Phew! I'd no idea my questions would create nearly
that kind of level of response on the list. I should
post more often! :)

Anyways, here are a few suggestions that might - just
might - work around some of the problems that have
been mentioned:

1. Publish the stable header files early, or fragments
thereof

People don't need the finished code to start
developing against your API, all they really need is a
list of prototypes. After all, we were all taught to
design first and then implement, right? :)

So long as people know what the function names are,
what sorts of parameters are desired, and what
constants are declared. They don't even need the
values of constants, if the code is correctly written,
just the names would be sufficient.

This gives developers a head-start on coding, but
would not imperil the publishing value, and would not
give the inevitable idiots code that may not work as
expected.

2. Parallel Trees

What I am thinking of here is something akin to Andrew
Morton's or Alan Cox' patch series for Linux. You have
the "official" Open-MPI, and then you have something
that contains all kinds of bits and bobs that aren't
stable, aren't validated, and may never be included in
the official release, but which would still be of
interest to researchers.

What would this require? Probably nothing, on your
part, as something like this can be done perfectly
well by independent volunteers, but could just as well
be done by someone you designate. All they would do is
take suggested patches and assemble a workable
mega-patch, which developers can then choose to patch
the official source tree with or not as they desire.

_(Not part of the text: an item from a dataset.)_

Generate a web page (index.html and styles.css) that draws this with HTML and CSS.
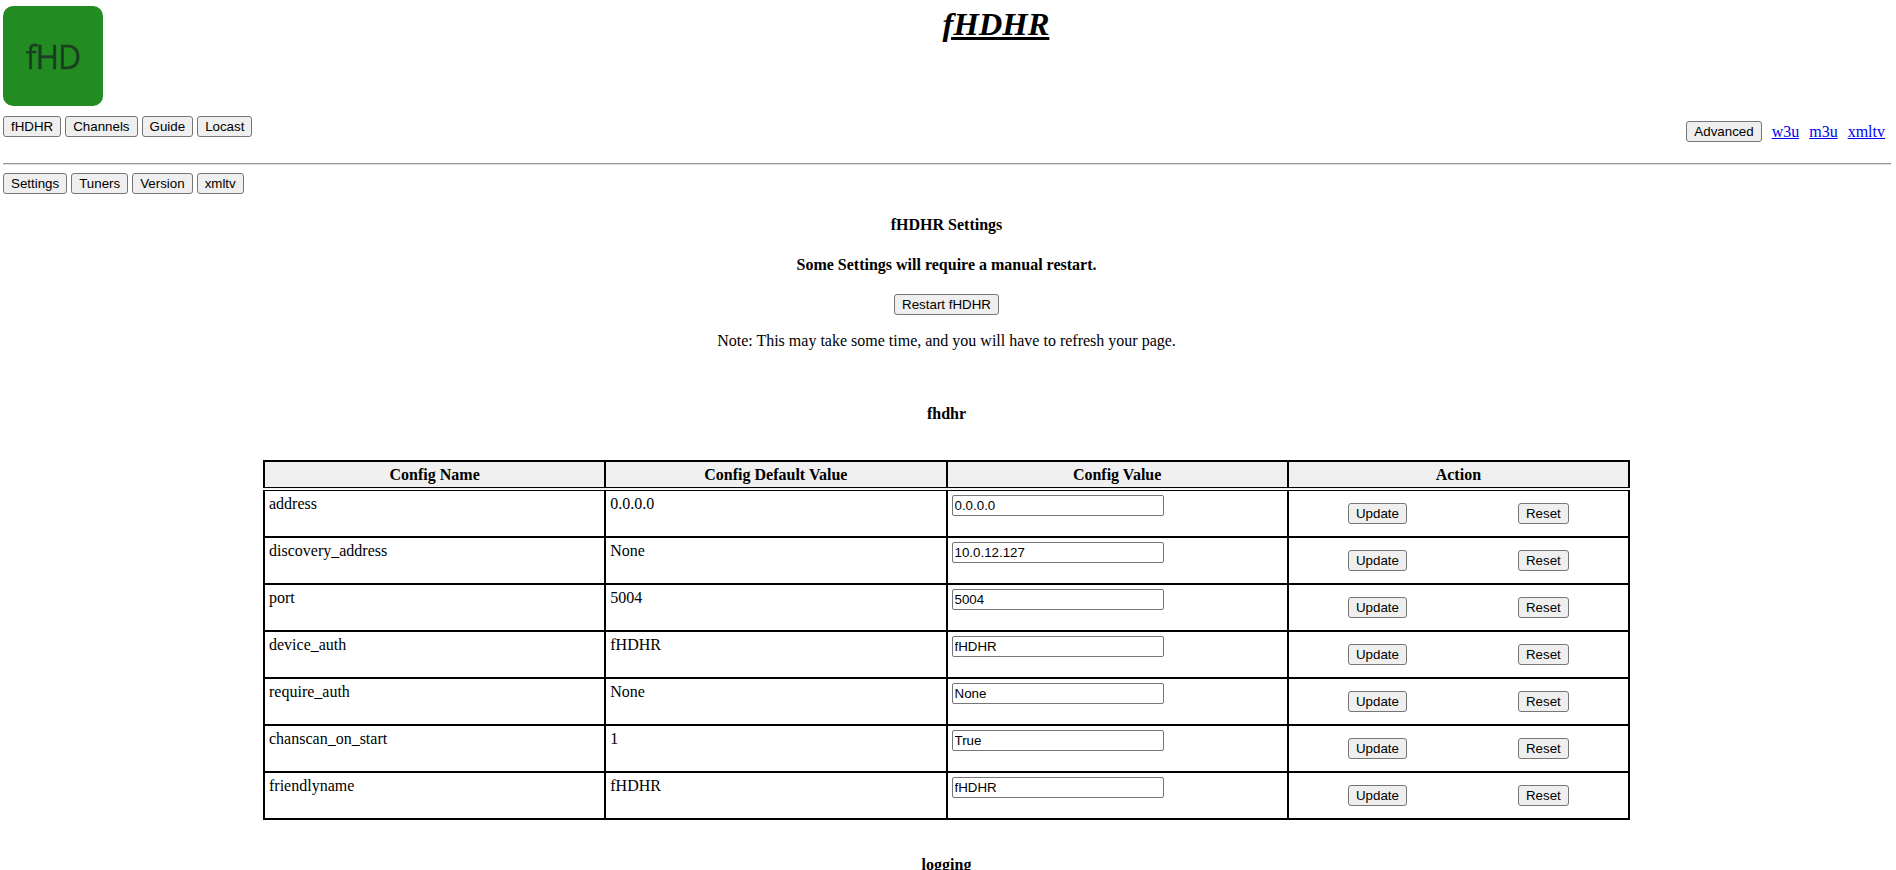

What's in it for you? Well, it means that suggestions
you're not sure about but look intriguing can be
"tested" without being officially live. If the idea
works, it'll be obvious enough, soon enough, and you
can port it across.

This means you don't have to be absolutely rigid on
accepting or rejecting patches, because you then have
a pile you can decide on later, but which (in the
meantime) are subject to scrutiny and testing.

3. Own Your Code

It is hard to prove ownership, in a digital age, but
not completely impossible. For each function, you want
to generate a SHA-1 hash of the source and of the
binary (using default compiler options). You then do
likewise for each source file and object file and then
for each compiled program and library.

Most pirates and plagarists are lazy. It is very
unlikely they would go through every single function,
even to make the trivial change needed to alter the
hash values.

What you have, though, is a comprehensive,
multi-dimensional fingerprint of the entire project.
But a fingerprint that, if ANY component matches with
the original, is a strong indicator of theft.

You could do something like this with a relatively
simple script, you publish the hash values, and let
the community not only contribute to your work but
also contribute to policing against theft.

(There have been plenty of incidents of theft of GPLed
code, where this was discovered by users and reported,
where the FSF might never have known about the problem
otherwise.)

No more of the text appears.